By Becca Arlington
Two students from the university attended the Poetry Out Loud event at Manor Farm Library in Ruislip to read poems and discuss the atrocities of genocide.
According to Poetry Out Loud organisers, the event was intended to “bring to life the voices of those who suffered, survived or perished throughout the Nazi persecution during World War Two”. It also strove to highlight other attempted genocides that have been seen around the world. These included those in Cambodia, Rwanda, Bosnia and Darfur. The latter country’s war is ongoing and has caused the death of between 80,000 to 500,000 people.
The event was part of a series run by the library for Holocaust Memorial Day. The second, entitled The Other Schindlers, told the stories of people who risked their lives to save Jews during the Holocaust.
Arriving at Manor Farm Library for the event, students were shown to a secluded area at the back of the upper floor, where chairs had been set up for the guests. Poems had been carefully selected and were divided into sections, depending on their topic, and the Brunel students had agreed in advance to read these for the other guests.
This year’s Holocaust Memorial Day commemorated 75 years since the liberation of Auschwitz-Birkenau death camp. A Brunel lecturer, library staff member, and the event’s organiser, Dr Joe Norman opened the discussion by reading a poem written by Pavel Friedmann, who had died in Auschwitz in 1944.
Incidentally, this year also marked 25 years since the massacre of 8,000 Muslim men and boys in Srebrenica, Bosnia. Therefore, the second poem, read by student, Amber Thomas, (pictured right), detailed the devastation that its writer, Misba Seikh, saw upon visiting Srebrenica in 2015. She stated that “people are shocked to discover that 20 years on, the remains of victims are still being discovered and buried every year.” Seikh seemed to emphasise the need for events like this, in order to educate others. She continued, saying that “we have a duty to work against any hatred in our societies. We should not downplay mockery or dehumanisation of any group of people, as this leads to the most devastating consequences.”
Creative Writing student, Thomas, was the great-granddaughter of a German man who had fought to save those in his community whom the Nazi’s deemed unworthy. She therefore mentioned how gratified she was to attend this event. She spoke about the importance of standing up for others, and this was reflected in her reading of Pastor Martin Niemoller’s poem, First They Came. The poem addressed the danger of not speaking up for others, as there would then be nobody left to speak out for the subject when he was targeted. “Then they came for me and there was no one left to speak out for me.”
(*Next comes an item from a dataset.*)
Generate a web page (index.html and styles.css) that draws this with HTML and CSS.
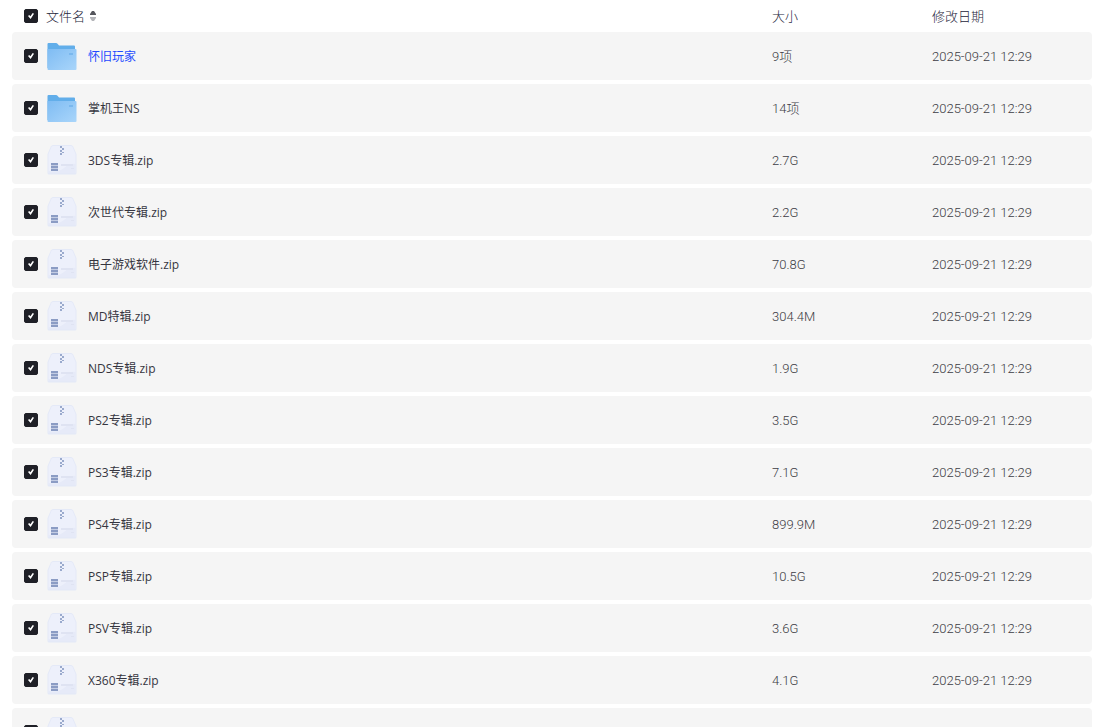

Another attendant of the poetry reading, Liz, mentioned her experience witnessing a different devastating brutality. She had been an aid worker in Zimbabwe during Mugabe’s early rule and had seen trauma first-hand. Liz was a vital part of the discussions at the event. She talked about the importance of teaching global history to future generations, so that ignorance cannot spread. And, as is the slogan for Holocaust Memorial Day, such things happen, ‘never again’.